Identify, in the records below, every line where the string "components" appears, and copy each such line.
start Dataset content
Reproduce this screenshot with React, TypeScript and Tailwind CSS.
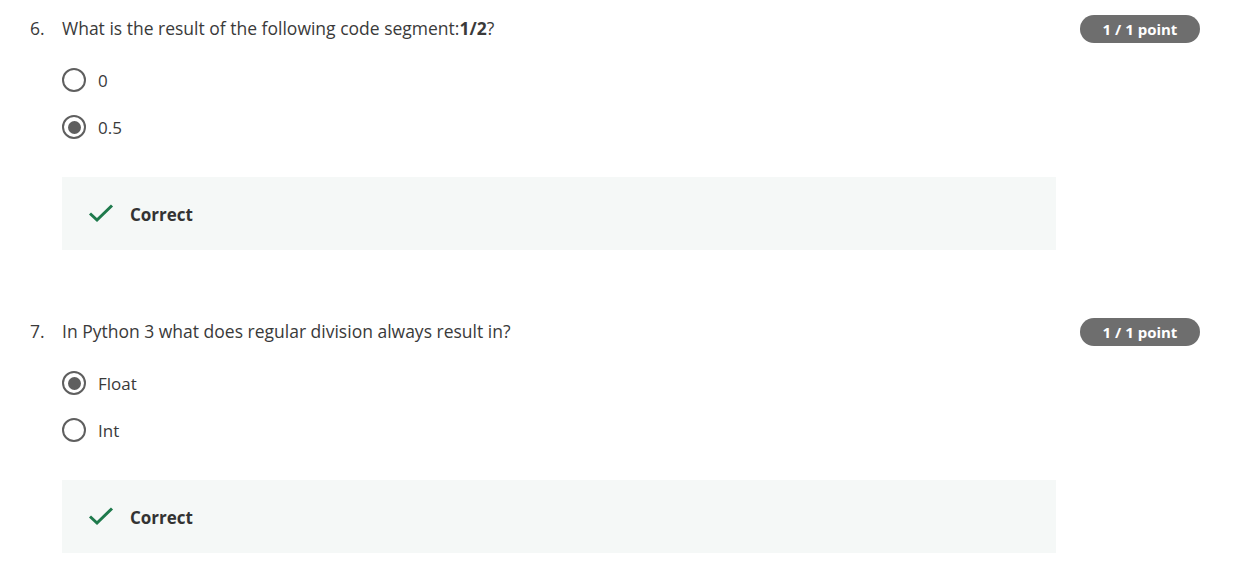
import React from "react";

const font = { fontFamily: '"Open Sans", "Noto Sans", sans-serif' };

function Radio({ checked, label }: { checked: boolean; label: string }) {
  return (
    <div className="flex items-center h-6">
      <div className="w-6 h-6 rounded-full border-[2.5px] border-[#5f5f5f] flex items-center justify-center shrink-0">
        {checked && <div className="w-[13px] h-[13px] rounded-full bg-[#5f5f5f]" />}
      </div>
      <span className="ml-3 mt-[2px] text-[17px] text-[#3a3a3a] leading-6">{label}</span>
    </div>
  );
}

function Question({
  num,
  title,
  options,
}: {
  num: string;
  title: React.ReactNode;
  options: { label: string; checked: boolean }[];
}) {
  return (
    <div className="flex flex-col">
      <div className="flex items-center justify-between h-7">
        <div className="flex items-center text-[17.5px] text-[#3a3a3a] leading-7 -mt-[2px]">
          <span className="w-8 shrink-0">{num}</span>
          <span>{title}</span>
        </div>
        <div className="w-[120px] h-7 rounded-full bg-[#6e6e6e] text-white text-[15px] font-bold flex items-center justify-center">
          1 / 1 point
        </div>
      </div>
      <div className="ml-8 mt-[25px] flex flex-col gap-[23px]">
        {options.map((o) => (
          <Radio key={o.label} checked={o.checked} label={o.label} />
        ))}
      </div>
      <div className="ml-8 mt-[38px] w-[994px] h-[73px] bg-[#f5f8f7] flex items-center pl-[26px]">
        <svg width="26" height="20" viewBox="0 0 26 20" className="mt-[-2px]">
          <path d="M2 10.5 L9 17 L24 2.5" fill="none" stroke="#1e7a4c" strokeWidth="3" />
        </svg>
        <span className="ml-[16px] mt-[2px] text-[17px] font-bold text-[#333333]">Correct</span>
      </div>
    </div>
  );
}

export default function App() {
  return (
    <div className="w-[1241px] h-[579px] bg-white pl-[30px] pr-[41px] pt-[15px] flex flex-col gap-[68px]" style={font}>
      <Question
        num="6."
        title={
          <>
            What is the result of the following code segment:<b className="font-bold">1/2</b>?
          </>
        }
        options={[
          { label: "0", checked: false },
          { label: "0.5", checked: true },
        ]}
      />
      <Question
        num="7."
        title="In Python 3 what does regular division always result in?"
        options={[
          { label: "Float", checked: true },
          { label: "Int", checked: false },
        ]}
      />
    </div>
  );
}
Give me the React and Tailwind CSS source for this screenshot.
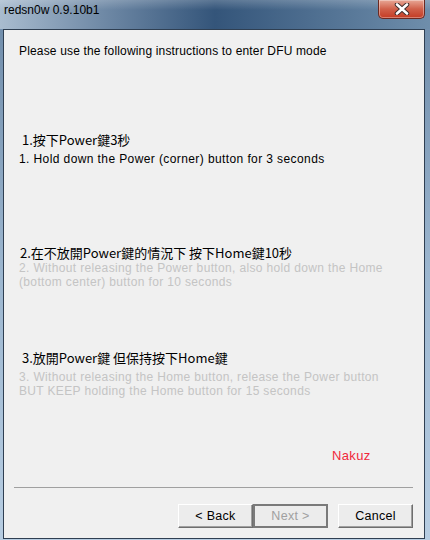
import React from 'react';

// Win7-style wizard window: redsn0w DFU instructions
const ui = { fontFamily: '"Liberation Sans", "Noto Sans CJK TC", sans-serif' };
const cjk = { fontFamily: '"Noto Sans CJK TC", "Liberation Sans", sans-serif' };

function CloseButton() {
  return (
    <div className="absolute right-[5px] top-0 flex h-[19px] w-[47px] items-center justify-center rounded-b-[5px] border border-t-0 border-[#6b2a22] bg-gradient-to-b from-[#e7a796] via-[#d0604a] to-[#c43a22] shadow-[inset_0_0_0_1px_rgba(255,255,255,0.35)]">
      <svg width="16" height="12" viewBox="0 0 16 12">
        <path d="M3 1.5 L13 10.5 M13 1.5 L3 10.5" stroke="#3a2a2a" strokeWidth="4.5" strokeLinecap="round" />
        <path d="M3 1.5 L13 10.5 M13 1.5 L3 10.5" stroke="#ffffff" strokeWidth="2.6" strokeLinecap="round" />
      </svg>
    </div>
  );
}

function WinButton({ children, focus }) {
  return (
    <div
      className={
        'flex h-[24px] w-[75px] items-center justify-center text-[12.5px] tracking-[0.3px] ' +
        (focus
          ? 'border-2 border-[#7a7a7a] bg-[#ececec] text-[#a0a0a0]'
          : 'border border-t-[#ffffff] border-l-[#ffffff] border-b-[#6e6e6e] border-r-[#6e6e6e] bg-[#ececec] text-black shadow-[inset_-1px_-1px_0_#a0a0a0]')
      }
      style={ui}
    >
      {children}
    </div>
  );
}

export default function App() {
  return (
    <div className="relative h-[540px] w-[430px] overflow-hidden bg-gradient-to-b from-[#6d8aa8] via-[#9cb6cf] to-[#b7cde2]">
      {/* title bar */}
      <div className="relative h-[29px] bg-gradient-to-r from-[#a9bccf] via-[#34557a] to-[#6f8eab]">
        <div className="absolute inset-x-0 top-0 h-[10px] bg-gradient-to-b from-white/20 to-transparent" />
        <span className="absolute left-[4px] top-[2px] text-[12px] leading-[16px] text-black" style={ui}>
          redsn0w 0.9.10b1
        </span>
        <CloseButton />
      </div>

      {/* client area */}
      <div className="ml-[3px] mr-[5px] flex h-[510px] flex-col border border-[#2f3f52] bg-[#f0f0f0]">
        <div className="flex flex-col pl-[15px] pr-[4px] pt-[14px] text-[12px] leading-[14px] tracking-[0.35px] text-black" style={ui}>
          <p className="tracking-[0.16px]">Please use the following instructions to enter DFU mode</p>

          <p className="mt-[74px] pl-[3px] text-[13px] leading-[16px] tracking-normal" style={cjk}>1.按下Power鍵3秒</p>
          <p className="mt-[4px] tracking-[0.4px]">1. Hold down the Power (corner) button for 3 seconds</p>

          <p className="mt-[79px] pl-[1px] text-[13px] leading-[16px] tracking-normal" style={cjk}>2.在不放開Power鍵的情況下 按下Home鍵10秒</p>
          <p className="text-[#c4c4c4]">
            2. Without releasing the Power button, also hold down the Home
            <br />
            (bottom center) button for 10 seconds
          </p>

          <p className="mt-[61px] pl-[3px] text-[13px] leading-[16px] tracking-normal" style={cjk}>3.放開Power鍵 但保持按下Home鍵</p>
          <p className="mt-[4px] text-[#c4c4c4]">
            3. Without releasing the Home button, release the Power button
            <br />
            BUT KEEP holding the Home button for 15 seconds
          </p>

          <p className="mt-[51px] pl-[313px] text-[13px] text-[#f0283c]">Nakuz</p>
        </div>

        <div className="ml-[10px] mr-[11px] mt-[24px] h-[2px] border-t border-[#a0a0a0] border-b-white" />

        <div className="mr-[11px] mt-[15px] flex justify-end">
          <WinButton>&lt; Back</WinButton>
          <WinButton focus>Next &gt;</WinButton>
          <div className="w-[10px]" />
          <WinButton>Cancel</WinButton>
        </div>
      </div>
    </div>
  );
}
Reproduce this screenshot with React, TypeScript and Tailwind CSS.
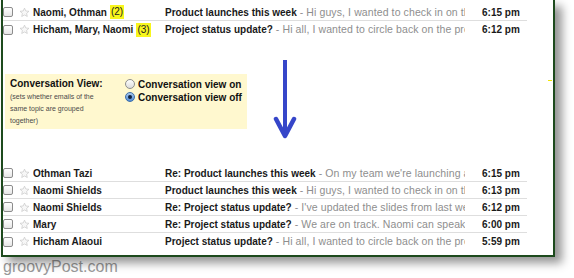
import React from "react";

type Row = {
  name: string;
  badge?: string;
  subject: string;
  snippet: string;
  time: string;
};

const topRows: Row[] = [
  { name: "Naomi, Othman", badge: "(2)", subject: "Product launches this week", snippet: "Hi guys, I wanted to check in on th", time: "6:15 pm" },
  { name: "Hicham, Mary, Naomi", badge: "(3)", subject: "Project status update?", snippet: "Hi all, I wanted to circle back on the pro", time: "6:12 pm" },
];

const bottomRows: Row[] = [
  { name: "Othman Tazi", subject: "Re: Product launches this week", snippet: "On my team we're launching a", time: "6:15 pm" },
  { name: "Naomi Shields", subject: "Product launches this week", snippet: "Hi guys, I wanted to check in on th", time: "6:13 pm" },
  { name: "Naomi Shields", subject: "Re: Project status update?", snippet: "I've updated the slides from last we", time: "6:12 pm" },
  { name: "Mary", subject: "Re: Project status update?", snippet: "We are on track. Naomi can speak", time: "6:00 pm" },
  { name: "Hicham Alaoui", subject: "Project status update?", snippet: "Hi all, I wanted to circle back on the pro", time: "5:59 pm" },
];

function Checkbox() {
  return (
    <span className="block w-[10px] h-[10px] shrink-0 rounded-[2px] border border-[#8c8c8c] bg-gradient-to-b from-white to-[#e6e6e6]" />
  );
}

function Star() {
  return (
    <svg width="11" height="11" viewBox="0 0 24 24" className="shrink-0">
      <path
        d="M12 2.5l2.9 6.2 6.8.7-5.1 4.6 1.5 6.7L12 17.3l-6.1 3.4 1.5-6.7-5.1-4.6 6.8-.7z"
        fill="#f7f7f7"
        stroke="#c9c9c9"
        strokeWidth="1.6"
        strokeLinejoin="round"
      />
    </svg>
  );
}

function MailRow({ row, last }: { row: Row; last?: boolean }) {
  return (
    <div
      className={
        "flex items-center h-[17px] w-[524px] text-[10px] leading-[17px] " +
        (last ? "" : "border-b border-[#dedede]")
      }
    >
      <Checkbox />
      <span className="ml-[6px]">
        <Star />
      </span>
      <div className="ml-[3px] w-[132px] shrink-0 flex items-center whitespace-nowrap overflow-hidden">
        <span className="font-bold text-[#1a1a1a]">{row.name}</span>
        {row.badge && (
          <span className="ml-[3px] px-[1px] h-[14px] leading-[14px] bg-[#f8f61c] text-[#222]">{row.badge}</span>
        )}
      </div>
      <div className="w-[300px] shrink-0 whitespace-nowrap overflow-hidden">
        <span className="font-bold text-[#1a1a1a]">{row.subject}</span>
        <span className="text-[#8e8e8e] text-[10.5px] tracking-[0.1px]"> - {row.snippet}</span>
      </div>
      <div className="ml-[17px] font-bold text-[#1a1a1a] whitespace-nowrap">{row.time}</div>
    </div>
  );
}

function Radio({ checked }: { checked?: boolean }) {
  if (checked) {
    return (
      <span className="flex items-center justify-center w-[10px] h-[10px] rounded-full border border-[#3d6ea8] bg-gradient-to-b from-[#a9c9ee] to-[#4f8ad6]">
        <span className="block w-[4px] h-[4px] rounded-full bg-[#10213d]" />
      </span>
    );
  }
  return (
    <span className="block w-[10px] h-[10px] rounded-full border border-[#8e8e8e] bg-gradient-to-b from-white to-[#dcdcdc]" />
  );
}

export default function App() {
  return (
    <div
      className="w-[574px] h-[278px] bg-white overflow-hidden"
      style={{ fontFamily: '"Liberation Sans", Arial, Helvetica, sans-serif' }}
    >
      <div className="relative ml-[1px] w-[554px] h-[257px] border-2 border-t-0 border-[#1d4a1d] bg-white shadow-[7px_6px_9px_rgba(0,0,0,0.42)] flex flex-col">
        <div className="pt-[4px] flex flex-col">
          {topRows.map((r, i) => (
            <MailRow key={i} row={r} last={i === topRows.length - 1} />
          ))}
        </div>

        <div className="h-[127px] flex items-start">
          <div className="ml-[2px] mt-[36px] w-[242px] h-[55px] bg-[#fff8cf] flex pl-[5px] pt-[4px]">
            <div className="w-[115px] shrink-0">
              <div className="text-[10px] leading-[12px] font-bold text-[#111]">Conversation View:</div>
              <div className="mt-[1px] text-[7px] leading-[12px] text-[#4a4a4a]">
                (sets whether emails of the
                <br />
                same topic are grouped
                <br />
                together)
              </div>
            </div>
            <div className="flex flex-col gap-[1px]">
              <div className="flex items-center h-[12px] gap-[3px]">
                <Radio />
                <span className="text-[10px] font-bold text-[#111]">Conversation view on</span>
              </div>
              <div className="flex items-center h-[12px] gap-[3px]">
                <Radio checked />
                <span className="text-[10px] font-bold text-[#111]">Conversation view off</span>
              </div>
            </div>
          </div>
          <svg width="24" height="80" viewBox="0 0 24 80" className="ml-[26px] mt-[22px] shrink-0">
            <line x1="12" y1="0" x2="12" y2="76" stroke="#3646c9" strokeWidth="4" />
            <polyline
              points="3,59 12,76 21,59"
              fill="none"
              stroke="#3646c9"
              strokeWidth="4.5"
              strokeLinecap="round"
              strokeLinejoin="round"
            />
          </svg>
        </div>

        <div className="flex flex-col">
          {bottomRows.map((r, i) => (
            <MailRow key={i} row={r} last={i === bottomRows.length - 1} />
          ))}
        </div>

        <span className="absolute left-[545px] top-[80px] w-[4px] h-[1px] bg-[#f2e600]" />
      </div>
      <div className="ml-[3px] mt-[2px] text-[16px] leading-[16px] text-[#999]">groovyPost.com</div>
    </div>
  );
}
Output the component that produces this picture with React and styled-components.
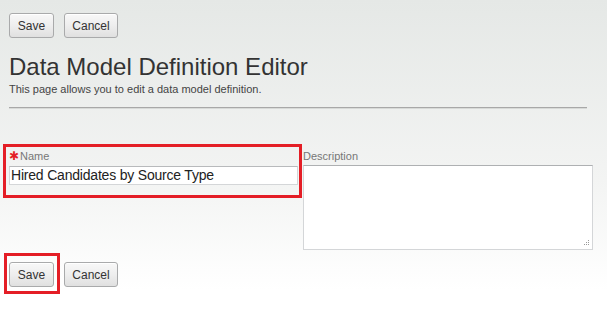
import React from "react";
import styled, { createGlobalStyle } from "styled-components";

const Global = createGlobalStyle`
  html, body { margin: 0; padding: 0; }
  body {
    font-family: "Liberation Sans", Arial, sans-serif;
    color: #333;
  }
`;

const Page = styled.div`
  min-height: 100vh;
  box-sizing: border-box;
  padding: 13px 9px 0 9px;
  background: linear-gradient(to bottom, #e5e8e6 0px, #f3f4f3 180px, #ffffff 290px);
`;

const ButtonRow = styled.div`
  display: flex;
  gap: 10px;
`;

const Button = styled.button`
  box-sizing: border-box;
  height: 25px;
  width: ${(p) => p.$w}px;
  padding: 0;
  border: 1px solid #a9aaab;
  border-radius: 3px;
  background: linear-gradient(to bottom, #f8f8f8 0%, #eeeeee 50%, #e0e0e0 100%);
  box-shadow: inset 0 1px 0 #ffffff;
  font-family: "Liberation Sans", Arial, sans-serif;
  font-size: 12px;
  color: #333;
`;

const Highlight = styled.div`
  position: relative;
  &::after {
    content: "";
    position: absolute;
    left: ${(p) => p.$l}px;
    top: ${(p) => p.$t}px;
    right: ${(p) => p.$r}px;
    bottom: ${(p) => p.$b}px;
    border: 3px solid #e41e26;
    pointer-events: none;
  }
`;

const Title = styled.h1`
  margin: 15px 0 0 0;
  font-size: 24px;
  line-height: 28px;
  font-weight: normal;
  color: #333;
`;

const Subtitle = styled.p`
  margin: 2px 0 0 0;
  font-size: 11px;
  line-height: 13px;
  color: #444;
`;

const Rule = styled.div`
  margin-top: 11px;
  width: 578px;
  border-top: 1px solid #a8a8a8;
  border-bottom: 1px solid #d8dad8;
`;

const Fields = styled.div`
  display: flex;
  align-items: flex-start;
  gap: 5px;
  margin-top: 41px;
`;

const Field = styled.div`
  display: flex;
  flex-direction: column;
  width: ${(p) => p.$w}px;
`;

const Label = styled.label`
  font-size: 11px;
  line-height: 13px;
  height: 13px;
  color: #777;
  margin-bottom: ${(p) => p.$mb}px;
  display: flex;
  align-items: center;
`;

const Star = styled.span`
  color: #e41e26;
  font-family: "DejaVu Sans", sans-serif;
  font-size: 12px;
  line-height: 13px;
  font-weight: bold;
  width: 10px;
  margin-right: 1px;
`;

const Input = styled.div`
  box-sizing: border-box;
  height: 19px;
  border: 1px solid #d4d6d8;
  border-top-color: #b8babc;
  background: #fff;
  font-size: 14px;
  letter-spacing: -0.2px;
  line-height: 17px;
  padding-left: 1px;
  color: #222;
  white-space: nowrap;
`;

const TextArea = styled.div`
  position: relative;
  box-sizing: border-box;
  height: 85px;
  border: 1px solid #d4d6d8;
  border-top-color: #aeb0b2;
  background: #fff;
`;

const Grip = styled.svg`
  position: absolute;
  right: 2px;
  bottom: 2px;
`;

const BottomRow = styled(ButtonRow)`
  margin-top: 12px;
`;

export default function App() {
  return (
    <>
      <Global />
      <Page>
        <ButtonRow>
          <Button $w={45}>Save</Button>
          <Button $w={54}>Cancel</Button>
        </ButtonRow>
        <Title>Data Model Definition Editor</Title>
        <Subtitle>This page allows you to edit a data model definition.</Subtitle>
        <Rule />
        <Fields>
          <Highlight $l={-6} $t={-6} $r={-4} $b={-13}>
            <Field $w={289}>
              <Label $mb={3}>
                <Star>✱</Star>Name
              </Label>
              <Input>Hired Candidates by Source Type</Input>
            </Field>
          </Highlight>
          <Field $w={290}>
            <Label $mb={2}>Description</Label>
            <TextArea>
              <Grip width="7" height="7" viewBox="0 0 7 7">
                <rect x="5" y="0" width="1" height="1" fill="#999" />
                <rect x="3" y="2" width="1" height="1" fill="#999" />
                <rect x="5" y="2" width="1" height="1" fill="#999" />
                <rect x="1" y="4" width="1" height="1" fill="#999" />
                <rect x="3" y="4" width="1" height="1" fill="#999" />
                <rect x="5" y="4" width="1" height="1" fill="#999" />
              </Grip>
            </TextArea>
          </Field>
        </Fields>
        <BottomRow>
          <Highlight $l={-5} $t={-9} $r={-6} $b={-7}>
            <Button $w={45}>Save</Button>
          </Highlight>
          <Button $w={54}>Cancel</Button>
        </BottomRow>
      </Page>
    </>
  );
}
end Dataset content
The solution:
Output the component that produces this picture with React and styled-components.
import styled, { createGlobalStyle } from "styled-components";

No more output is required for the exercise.